1 de septiembre de 2025

Leyendo hoy a Lucas...

En una ocasión leí que lo primero que advierten a un candidato político previo a presentarse a un debate; es que se juega todo en los primeros minutos de su intervención. Y en este Evangelio, Jesús se presenta en la sinagoga y lo primero que hace es afirmar: “El Espíritu del Señor está sobre mí, porque me ha consagrado por la unción. Él me envió a llevar la Buena Noticia a los pobres, a anunciar la liberación a los cautivos y la vista a los ciegos, a dar la libertad a los oprimidos y proclamar un año de gracia del Señor"….
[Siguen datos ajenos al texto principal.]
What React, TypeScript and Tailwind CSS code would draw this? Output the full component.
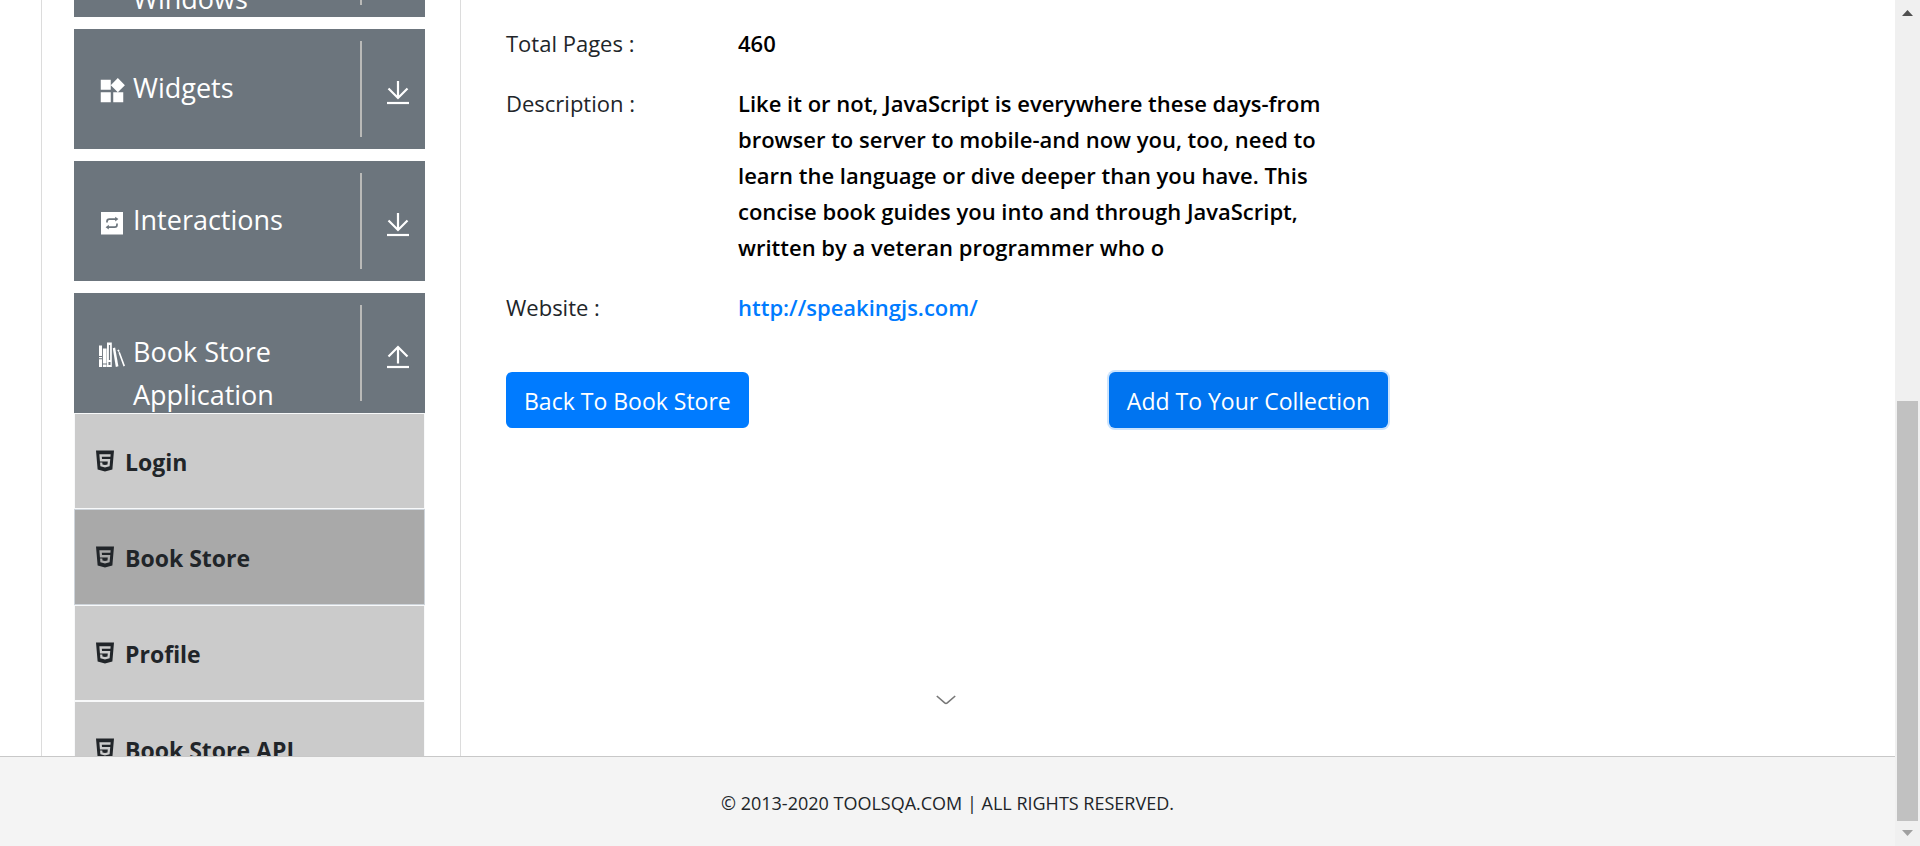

Siempre me impacta imaginar la escena: Jesús regresa a su pueblo, al lugar donde creció, donde todos lo conocen, y toma la Palabra para decir con firmeza: “Hoy se cumple esta Escritura que acaban de oír”. Es un momento solemne, pero también frágil, porque en esas palabras Jesús se expone totalmente: revela quién es y cuál es su misión.

Jesús habla con una claridad impresionante; no se anda con rodeos.  Él es el Ungido, el enviado del Padre para traer libertad, sanación y vida nueva. No habla de teoría, habla de misión. Y lo que anuncia no es para un grupo privilegiado, sino para los pobres, los cautivos, los oprimidos.  Y en ese anuncio se lo jugó todo, se jugó su propia vida.

Jesús no buscaba aplausos, buscaba corazones abiertos. Y por eso no dudó en recordarles que la salvación no es un privilegio de unos pocos, sino un don para todos, especialmente para los olvidados y marginados. Esa amplitud de corazón fue lo que sus vecinos no soportaron. Querían un Dios que se ajustara a sus fronteras, y Jesús les mostró un Dios demasiado grande.

Jesús cerró el Libro, lo devolvió al ayudante y se sentó. Todos en la sinagoga tenían los ojos fijos en Él. Entonces comenzó a decirles: «Hoy se ha cumplido este pasaje de la Escritura que acaban de oír».

Al escucharlo, la gente primero se maravilla, pero luego, aparece la semilla de la duda: “¿No es este el hijo de José?”.

Lo que me toca el corazón es cómo esa gente, que lo vio crecer, no pudo dar el salto de la fe. El problema no fue que no entendieran las palabras, sino que no soportaron reconocer a Dios en lo cercano, en lo conocido, en lo cotidiano. Les resultaba más fácil soñar con un Mesías lejano que aceptar al carpintero de Nazaret como salvador.

Esa resistencia me revela cuántas veces yo también encierro a Dios en mis esquemas, en mis expectativas, en mis normativas.  Tal vez espero un Mesías distinto, estructurado, espectacular… y Jesús viene siempre cercano, humilde, demasiado humano para mis gustos. Tan humano que recurrió a una vulgar y sencilla “estrategia política” para anunciarnos su proyecto de vida, el sueño de Dios, su Voluntad sobre nosotros.

Después agregó: «Les aseguro que ningún profeta es bien recibido en su tierra. Yo les aseguro que había muchas viudas en Israel en el tiempo de Elías, cuando durante tres años y seis meses no hubo lluvia del cielo y el hambre azotó a todo el país. Sin embargo, a ninguna de ellas fue enviado Elías, sino a una viuda de Sarepta, en el país de Sidón. También había muchos leprosos en Israel, en el tiempo del profeta Eliseo, pero ninguno de ellos fue sanado, sino Naamán, el sirio».

Al oír estas palabras, todos los que estaban en la sinagoga se enfurecieron y, levantándose, lo empujaron fuera de la ciudad, hasta un lugar escarpado de la colina sobre la que se levantaba la ciudad, con intención de despeñarlo. Pero Jesús, pasando en medio de ellos, continuó su camino.

Lo más fuerte de este pasaje es el rechazo. Jesús, al confrontar la cerrazón de su pueblo, se vuelve incómodo, y lo expulsan. Y me pregunto: ¿cuántas veces expulso yo al Señor de mi vida porque no responde a lo que yo quiero? ¿Cuántas veces rechazo y excluyo a aquellos que me parece que no están en el lugar “correcto”?  

Este pasaje también me invita a revisar mis resistencias. ¿Qué tanto dejo que Jesús me sorprenda en lo cotidiano? ¿Acepto un Dios que se sale de mis moldes y me llama a abrir el corazón a los demás, aunque sean distintos? Hoy entiendo que creer en Cristo no es aplaudir sus palabras bonitas, sino dejarme transformar por un amor que me incomoda y me envía.  Así lo entendió perfectamente, San Antonio María Claret.